A tradição não perdoa. Mesmo que com
exame marcado para um dos dias a seguir, dava pelo menos uma volta à Ribeira,
bebia um copo no Palácio de Cristal. Era um ritual sagrado comer sardinha
assada e pão, bater com o alho-porro na cabeça de estranhos, lançar um sorriso
tímido ao amor eterno daquela noite, e fingir que o cansaço das noites de
estudo não pesava. E naquela altura pesava. Deslembo-me.
Naquela noite, deixávamos a bata,
como quem queria dizer ao mundo: “Hoje, sou só mais um.” No meio das
marteladas, ninguém se lembrava das tensões arteriais, dos exames de bioquímica
ou das rondas nas enfermarias. Éramos jovens, invencíveis, com os corações
cheios e os bolsos vazios.
Recordo-me de uma noite de São
João em que um dos nossos — Armando, sempre mais poeta do que futuro médico, decidiu
fazer um brinde em pleno tabuleiro inferior da ponte D. Luís. Gritou para o
Douro, copo de plástico em riste:
"À saúde dos doentes e à loucura dos sãos!"
E rimos todos, com aquele riso
fácil que só os 20 anos e uns tantos finos depois permitem.

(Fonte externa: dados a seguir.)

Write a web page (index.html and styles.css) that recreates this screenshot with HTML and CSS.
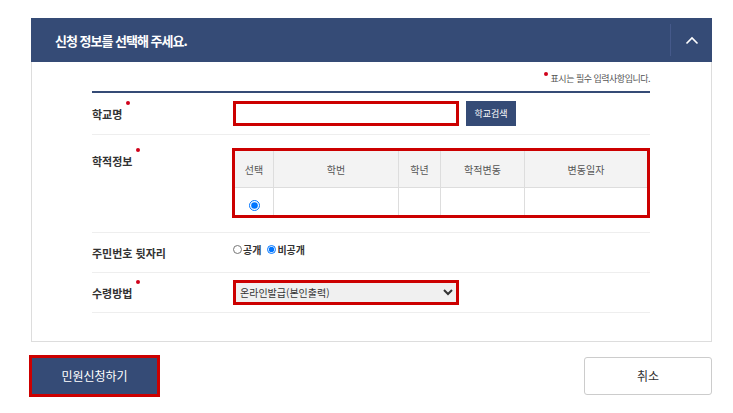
FILE: index.html
```html
<!DOCTYPE html>
<html lang="ko">
<head>
  <meta charset="UTF-8">
  <title>민원신청</title>
  <link rel="stylesheet" href="styles.css">
</head>
<body>

<div class="apply-box">
  <div class="apply-title">
    <h2>신청 정보를 선택해 주세요.</h2>
    <a href="javascript:;" class="fold-btn">
      <svg width="14" height="9" viewBox="0 0 14 9"><path d="M1.5 7.5 L7 2 L12.5 7.5" fill="none" stroke="#ffffff" stroke-width="1.6"/></svg>
    </a>
  </div>
  <div class="apply-body">
    <p class="need-txt"><span class="dot"></span>표시는 필수 입력사항입니다.</p>
    <div class="form-list">
      <div class="form-row">
        <div class="form-label"><span class="need">학교명</span></div>
        <div class="form-cont">
          <input type="text" class="txt-input" id="schoolName">
          <a href="javascript:;" class="btn-search">학교검색</a>
        </div>
      </div>
      <div class="form-row row-top">
        <div class="form-label"><span class="need">학적정보</span></div>
        <div class="form-cont">
          <table class="hak-table">
            <colgroup>
              <col style="width:40px">
              <col style="width:125px">
              <col style="width:42px">
              <col style="width:84px">
              <col>
            </colgroup>
            <thead>
              <tr><th>선택</th><th>학번</th><th>학년</th><th>학적변동</th><th>변동일자</th></tr>
            </thead>
            <tbody>
              <tr><td><input type="radio" name="hak" checked class="radio"></td><td></td><td></td><td></td><td></td></tr>
            </tbody>
          </table>
        </div>
      </div>
      <div class="form-row row-jumin">
        <div class="form-label"><span>주민번호 뒷자리</span></div>
        <div class="form-cont">
          <label class="radio-item"><input type="radio" name="jumin" class="radio-sm">공개</label>
          <label class="radio-item"><input type="radio" name="jumin" class="radio-sm" checked>비공개</label>
        </div>
      </div>
      <div class="form-row">
        <div class="form-label"><span class="need">수령방법</span></div>
        <div class="form-cont">
          <select class="sel">
            <option>온라인발급(본인출력)</option>
          </select>
        </div>
      </div>
    </div>
  </div>
</div>

<div class="btn-area">
  <a href="javascript:;" class="btn-apply">민원신청하기</a>
  <a href="javascript:;" class="btn-cancel">취소</a>
</div>

</body>
</html>
```

FILE: styles.css
```css
* {
  margin: 0;
  padding: 0;
  box-sizing: border-box;
}

body {
  font-family: "Noto Sans CJK KR", "Noto Sans", sans-serif;
  color: #333333;
  background: #ffffff;
  padding-top: 18px;
}

a {
  text-decoration: none;
}

.apply-box {
  width: 681px;
  margin-left: 31px;
}

.apply-title {
  height: 44px;
  background: #354b76;
  display: flex;
  align-items: center;
  justify-content: space-between;
}

.apply-title h2 {
  font-size: 13px;
  font-weight: bold;
  color: #ffffff;
  padding-left: 24px;
  letter-spacing: -1px;
}

.fold-btn {
  width: 42px;
  height: 32px;
  border-left: 1px solid #45598a;
  display: flex;
  align-items: center;
  justify-content: center;
}

.apply-body {
  border: 1px solid #dddddd;
  border-top: 0;
  height: 280px;
  padding: 0 61px 0 60px;
}

.need-txt {
  height: 29px;
  text-align: right;
  font-size: 9px;
  color: #555555;
  padding-top: 10px;
  letter-spacing: -0.5px;
}

.need-txt .dot {
  display: inline-block;
  width: 4px;
  height: 4px;
  border-radius: 50%;
  background: #d0021b;
  vertical-align: top;
  margin: 0 3px 0 0;
}

.form-list {
  border-top: 2px solid #354b76;
}

.form-row {
  display: flex;
  align-items: center;
  border-bottom: 1px solid #eeeeee;
  min-height: 40px;
}

.form-row:first-child {
  height: 42px;
}

.form-row.row-top {
  align-items: flex-start;
  padding: 13px 0 14px;
}

.form-label {
  width: 141px;
  font-size: 11px;
  font-weight: bold;
  color: #333333;
}

.row-top .form-label {
  padding-top: 5px;
}

.form-label .need {
  position: relative;
}

.form-label .need::after {
  content: "";
  position: absolute;
  right: -8px;
  top: -5px;
  width: 4px;
  height: 4px;
  border-radius: 50%;
  background: #d0021b;
}

.form-cont {
  flex: 1;
  display: flex;
  align-items: center;
}

.txt-input {
  width: 226px;
  height: 25px;
  border: 3px solid #cc0000;
  background: #ffffff;
}

.btn-search {
  margin-left: 7px;
  height: 25px;
  width: 50px;
  line-height: 25px;
  text-align: center;
  background: #354b76;
  color: #ffffff;
  font-size: 9px;
}

.hak-table {
  width: 418px;
  border-collapse: collapse;
  border: 3px solid #cc0000;
  table-layout: fixed;
}

.hak-table th {
  height: 38px;
  background: #f3f3f3;
  font-size: 10px;
  font-weight: normal;
  color: #555555;
  border-left: 1px solid #dddddd;
  border-bottom: 1px solid #dddddd;
}

.hak-table td {
  height: 29px;
  text-align: center;
  border-left: 1px solid #dddddd;
}

.hak-table th:first-child,
.hak-table td:first-child {
  border-left: 0;
}

.radio {
  width: 11px;
  height: 11px;
  vertical-align: middle;
  margin-top: 2px;
}

.row-jumin .form-cont {
  padding-bottom: 6px;
}

.radio-item {
  font-size: 10px;
  font-weight: bold;
  color: #333333;
  margin-right: 6px;
  display: flex;
  align-items: center;
}

.radio-sm {
  width: 9px;
  height: 9px;
  margin: 0 1px 0 0;
}

.sel {
  width: 226px;
  height: 25px;
  border: 3px solid #cc0000;
  font-family: "Noto Sans CJK KR", sans-serif;
  font-size: 10px;
  color: #333333;
  background: #f0f0f0;
  padding-left: 0;
}

.btn-area {
  width: 683px;
  margin: 13px 0 0 29px;
  display: flex;
  justify-content: space-between;
  align-items: center;
}

.btn-apply {
  width: 131px;
  height: 42px;
  line-height: 36px;
  text-align: center;
  background: #354b76;
  border: 3px solid #cc0000;
  color: #ffffff;
  font-size: 12px;
}

.btn-cancel {
  width: 128px;
  height: 38px;
  line-height: 36px;
  text-align: center;
  background: #ffffff;
  border: 1px solid #cccccc;
  border-radius: 3px;
  color: #333333;
  font-size: 12px;
}
```
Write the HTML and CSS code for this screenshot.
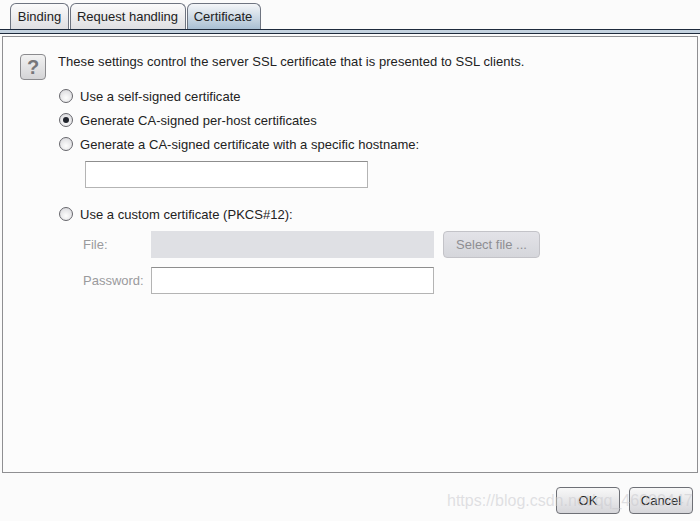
FILE: index.html
```html
<!DOCTYPE html>
<html lang="en">
<head>
    <meta charset="UTF-8">
    <title>Certificate</title>
    <link rel="stylesheet" href="styles.css">
</head>
<body>

    <div class="tabs">
        <div class="tab tab-binding">Binding</div>
        <div class="tab tab-request">Request handling</div>
        <div class="tab tab-active">Certificate</div>
    </div>
    <div class="tab-band"></div>

    <div class="panel">
        <div class="intro">
            <div class="help-icon">?</div>
            <p>These settings control the server SSL certificate that is presented to SSL clients.</p>
        </div>

        <div class="options">
            <label class="option"><span class="radio"></span>Use a self-signed certificate</label>
            <label class="option"><span class="radio radio-on"></span>Generate CA-signed per-host certificates</label>
            <label class="option"><span class="radio"></span>Generate a CA-signed certificate with a specific hostname:</label>
            <div class="text-field hostname"></div>
            <label class="option option-custom"><span class="radio"></span>Use a custom certificate (PKCS#12):</label>

            <div class="form-row row-file">
                <span class="form-label">File:</span>
                <div class="text-field field-wide field-disabled"></div>
                <div class="select-file">Select file ...</div>
            </div>
            <div class="form-row">
                <span class="form-label">Password:</span>
                <div class="text-field field-wide"></div>
            </div>
        </div>
    </div>

    <div class="footer">
        <div class="btn">OK</div>
        <div class="btn">Cancel</div>
    </div>

    <div class="watermark">https://blog.csdn.net/qq_46000447</div>

</body>
</html>
```

FILE: styles.css
```css
html, body {
    height: 100%;
}

body {
    font-family: 'Liberation Sans', Arial, sans-serif;
    font-size: 13px;
    color: #222;
    background: #fbfbfb;
    margin: 0;
    position: relative;
    overflow: hidden;
    display: flex;
    flex-direction: column;
}

.tabs {
    display: flex;
    gap: 1px;
    height: 26px;
    padding: 3px 0 0 10px;
}

.tab {
    display: flex;
    align-items: center;
    justify-content: center;
    box-sizing: border-box;
    height: 26px;
    border: 1px solid #6e7480;
    border-bottom: none;
    border-radius: 6px 6px 0 0;
    background: linear-gradient(to bottom, #fbfbfb, #dfdfe2);
}

.tab-binding {
    width: 59px;
}

.tab-request {
    width: 116px;
    padding-right: 1px;
}

.tab-active {
    width: 74px;
    padding-right: 2px;
    background: linear-gradient(to bottom, #f4f6f8, #a9bfd3);
}

.tab-band {
    height: 3px;
    background: #c4d2df;
    border-top: 1px solid #1e2a3c;
    border-bottom: 1px solid #1e2a3c;
}

.panel {
    box-sizing: border-box;
    height: 437px;
    margin: 2px 2px 0 2px;
    border: 1px solid #8f8f92;
    background: #fcfcfc;
}

.intro {
    display: flex;
    gap: 12px;
    padding: 17px 0 0 17px;
}

.intro p {
    margin: 0;
    line-height: 16px;
    letter-spacing: 0.06px;
}

.help-icon {
    box-sizing: border-box;
    width: 26px;
    height: 26px;
    border: 1px solid #8b8b8e;
    border-radius: 4px;
    background: linear-gradient(to bottom, #f2f2f2, #d4d4d6);
    color: #77777a;
    font-size: 20px;
    font-weight: bold;
    line-height: 24px;
    text-align: center;
}

.options {
    padding-left: 57px;
    margin-top: 4px;
}

.option {
    display: flex;
    align-items: center;
    gap: 6px;
    height: 24px;
    letter-spacing: 0.03px;
}

.option-custom {
    margin-top: 14px;
}

.radio {
    box-sizing: border-box;
    width: 14px;
    height: 14px;
    margin-left: -1px;
    margin-right: 1px;
    border: 1px solid #66666c;
    border-radius: 50%;
    background: radial-gradient(circle at 50% 65%, #fdfdfd, #d4d4d8);
    display: flex;
    align-items: center;
    justify-content: center;
}

.radio-on::after {
    content: "";
    width: 6px;
    height: 6px;
    border-radius: 50%;
    background: #20242c;
}

.text-field {
    box-sizing: border-box;
    height: 27px;
    background: #fff;
    border: 1px solid #b4b4b4;
    border-top-color: #8e8e8e;
}

.hostname {
    width: 283px;
    margin: 5px 0 0 25px;
}

.form-row {
    display: flex;
    align-items: center;
    margin-top: 9px;
}

.row-file {
    margin-top: 5px;
}

.form-label {
    width: 68px;
    padding-left: 23px;
    color: #9a9a9c;
}

.field-wide {
    width: 283px;
}

.field-disabled {
    background: #dfe0e4;
    border: none;
}

.select-file {
    box-sizing: border-box;
    width: 97px;
    height: 27px;
    margin-left: 9px;
    border: 1px solid #c3c3c8;
    border-radius: 4px;
    background: linear-gradient(to bottom, #e3e3e8, #d5d6db);
    color: #8e8e92;
    text-align: center;
    line-height: 25px;
}

.footer {
    display: flex;
    justify-content: flex-end;
    gap: 9px;
    padding: 14px 7px 0 0;
}

.btn {
    box-sizing: border-box;
    width: 64px;
    height: 27px;
    border: 1px solid #6e7076;
    border-radius: 4px;
    background: linear-gradient(to bottom, #f8f8f8, #d6d6da);
    text-align: center;
    line-height: 25px;
}

.watermark {
    position: absolute;
    left: 447px;
    top: 492px;
    font-size: 16px;
    color: rgba(200, 200, 205, 0.55);
    white-space: nowrap;
}
```
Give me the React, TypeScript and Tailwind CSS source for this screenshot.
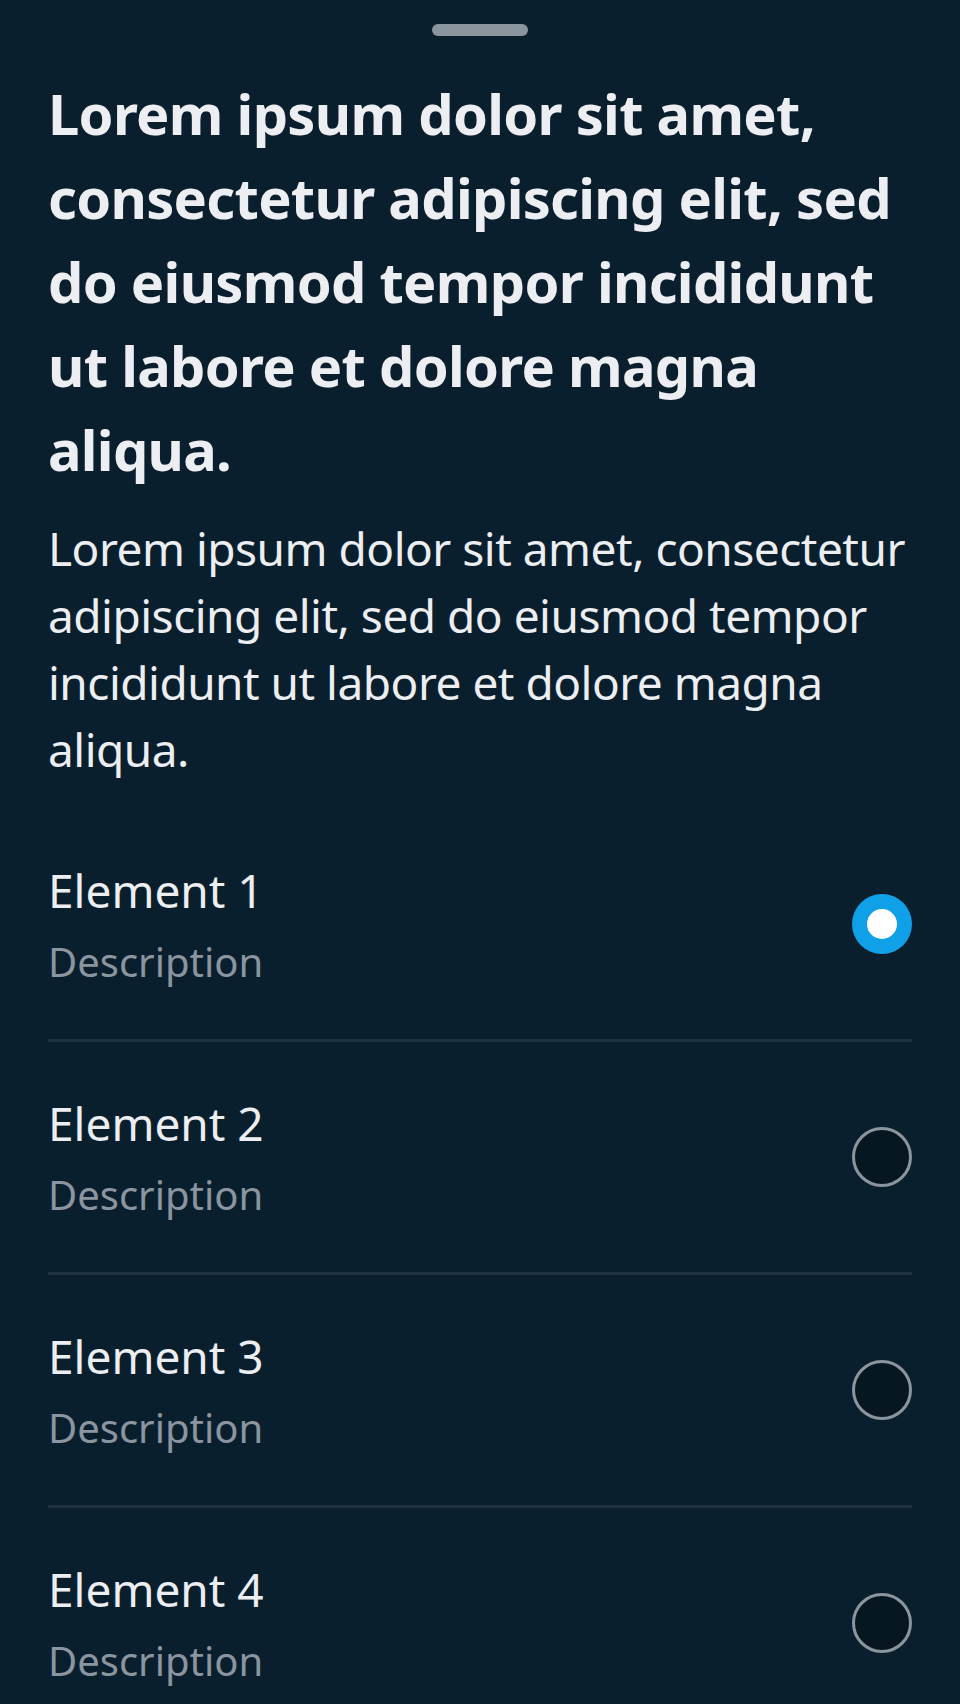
import { useState } from "react";

const items = [
  { id: 1, title: "Element 1", desc: "Description" },
  { id: 2, title: "Element 2", desc: "Description" },
  { id: 3, title: "Element 3", desc: "Description" },
  { id: 4, title: "Element 4", desc: "Description" },
];

function Radio({ checked }: { checked: boolean }) {
  if (checked) {
    return (
      <span className="flex h-[60px] w-[60px] shrink-0 items-center justify-center rounded-full bg-[#10a0e8]">
        <span className="h-[30px] w-[30px] rounded-full bg-white" />
      </span>
    );
  }
  return (
    <span className="h-[60px] w-[60px] shrink-0 rounded-full border-[3px] border-[#8a959e] bg-[#071722]" />
  );
}

export default function App() {
  const [selected, setSelected] = useState(1);

  return (
    <div
      className="min-h-[1704px] bg-[#0a1f2d] px-12 text-[#eceef2]"
      style={{ fontFamily: '"Noto Sans", sans-serif' }}
    >
      <div className="flex justify-center pt-6">
        <div className="h-3 w-24 rounded-full bg-[#8a959e]" />
      </div>

      <h1 className="mt-[35px] text-[56px] font-bold leading-[84px] tracking-[-0.7px]">
        Lorem ipsum dolor sit amet, consectetur adipiscing elit, sed do
        eiusmod tempor incididunt ut labore et dolore magna aliqua.
      </h1>
      <p className="mt-6 text-[46px] leading-[67px] tracking-[-0.5px]">
        Lorem ipsum dolor sit amet, consectetur adipiscing elit, sed do eiusmod
        tempor incididunt ut labore et dolore magna aliqua.
      </p>

      <ul className="mt-[26px]">
        {items.map((item, i) => (
          <li
            key={item.id}
            onClick={() => setSelected(item.id)}
            className={
              "flex cursor-pointer items-center justify-between py-12" +
              (i < items.length - 1 ? " border-b-[3px] border-[#1c303d]" : "")
            }
          >
            <div className="flex flex-col">
              <span className="text-[46px] leading-[66px]">{item.title}</span>
              <span className="mt-[9px] text-[40px] leading-[59px] text-[#8b959f]">
                {item.desc}
              </span>
            </div>
            <Radio checked={selected === item.id} />
          </li>
        ))}
      </ul>
    </div>
  );
}
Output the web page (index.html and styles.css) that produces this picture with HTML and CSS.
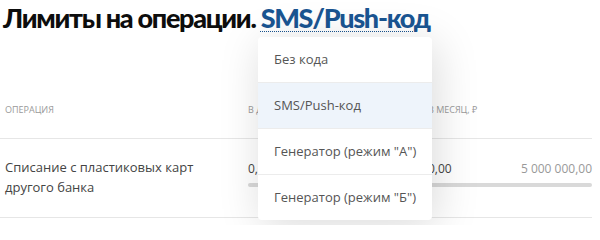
FILE: index.html
```html
<!DOCTYPE html>
<html lang="ru">
<head>
<meta charset="utf-8">
<link rel="stylesheet" href="styles.css">
</head>
<body>
<div class="page">
  <h1 class="title">Лимиты на операции. <span class="title-link">SMS/Push-код</span></h1>
  <div class="table">
    <div class="row head">
      <div class="c1">Операция</div>
      <div class="c2">В день, ₽</div>
      <div class="c3">В месяц, ₽</div>
    </div>
    <div class="row body">
      <div class="c1">Списание с пластиковых карт<br>другого банка</div>
      <div class="c2">
        <div class="vals"><span>0,00</span><span class="max">500 000,00</span></div>
        <div class="bar"></div>
      </div>
      <div class="c3">
        <div class="vals"><span>0,00</span><span class="max">5 000 000,00</span></div>
        <div class="bar"></div>
      </div>
    </div>
  </div>
  <ul class="menu">
    <li class="item">Без кода</li>
    <li class="item active">SMS/Push-код</li>
    <li class="item">Генератор (режим "А")</li>
    <li class="item">Генератор (режим "Б")</li>
  </ul>
</div>
</body>
</html>
```
FILE: styles.css
```css
html, body {
  margin: 0;
  padding: 0;
  background: #fff;
}
.page {
  position: relative;
  width: 600px;
  height: 225px;
  overflow: hidden;
  font-family: "Open Sans", "Noto Sans", sans-serif;
}
.title {
  margin: 0;
  padding: 2px 0 0 3px;
  font-family: Lato, "DejaVu Sans Condensed", sans-serif;
  font-weight: 900;
  font-size: 27px;
  line-height: 32px;
  letter-spacing: -1.3px;
  word-spacing: 0;
  color: #0d0d0d;
}
.title-link {
  color: #1a5592;
  text-decoration-line: underline;
  text-decoration-style: dotted;
  text-decoration-thickness: 1px;
  text-underline-offset: 3px;
}
.table {
  margin-top: 62px;
  width: 592px;
}
.row {
  display: flex;
  border-bottom: 1px solid #e6e6e6;
}
.head {
  height: 43px;
  box-sizing: border-box;
  font-size: 9px;
  text-transform: uppercase;
  color: #9a9a9a;
  line-height: 12px;
}
.head .c1, .head .c2, .head .c3 {
  padding-top: 8px;
}
.body {
  height: 78px;
  font-size: 13px;
  line-height: 20px;
  color: #444;
}
.c1 {
  width: 243px;
  padding-left: 5px;
}
.c2 {
  width: 180px;
}
.c3 {
  flex: 1;
}
.body .c1 {
  padding-top: 18px;
}
.body .c2, .body .c3 {
  padding-top: 22px;
  font-size: 12px;
}
.vals {
  display: flex;
  justify-content: space-between;
  line-height: 16px;
}
.max {
  color: #999;
}
.bar {
  margin-top: 6px;
  height: 4px;
  background: #d9d9d9;
  border-radius: 2px;
}
.c2 .bar {
  margin-right: 8px;
}
.menu {
  position: absolute;
  left: 258px;
  top: 37px;
  width: 174px;
  margin: 0;
  padding: 0;
  list-style: none;
  background: #fff;
  border-radius: 4px;
  box-shadow: 4px 6px 44px rgba(0, 0, 0, 0.15);
  overflow: hidden;
}
.item {
  height: 45px;
  line-height: 44px;
  padding-left: 16px;
  font-size: 13px;
  color: #555;
  border-bottom: 1px solid #ececec;
}
.item:last-child {
  border-bottom: none;
}
.active {
  background: #eef4fb;
}
```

Havia um encanto em ver a cidade
acesa, em ver as varandas com manjericos e quadras tolas, os velhos a dançar
com as crianças, os namorados a perderem-se nos becos. E nós ali no meio, entre
a responsabilidade que se aproximava a passos largos e o desejo de sermos, por
mais um instante, apenas estudantes com cheiro a sardinha na roupa e fogo no
coração.
No dia seguinte, voltávamos à
rotina com olheiras fundas e cheiro a fumo no cabelo. Mas sabíamos, sabíamos
mesmo, que aquela noite nos curava de um ano inteiro de cansaço. Acordávamos
como que renascidos.
Afinal, também isto é Medicina:
saber quando parar, rir, dançar, viver. E São João, naquele Porto dos anos 80,
era a nossa melhor receita para esquecer tantos amores sofridos, tantas
sebentas lidas, tantas noites de fome e saudade.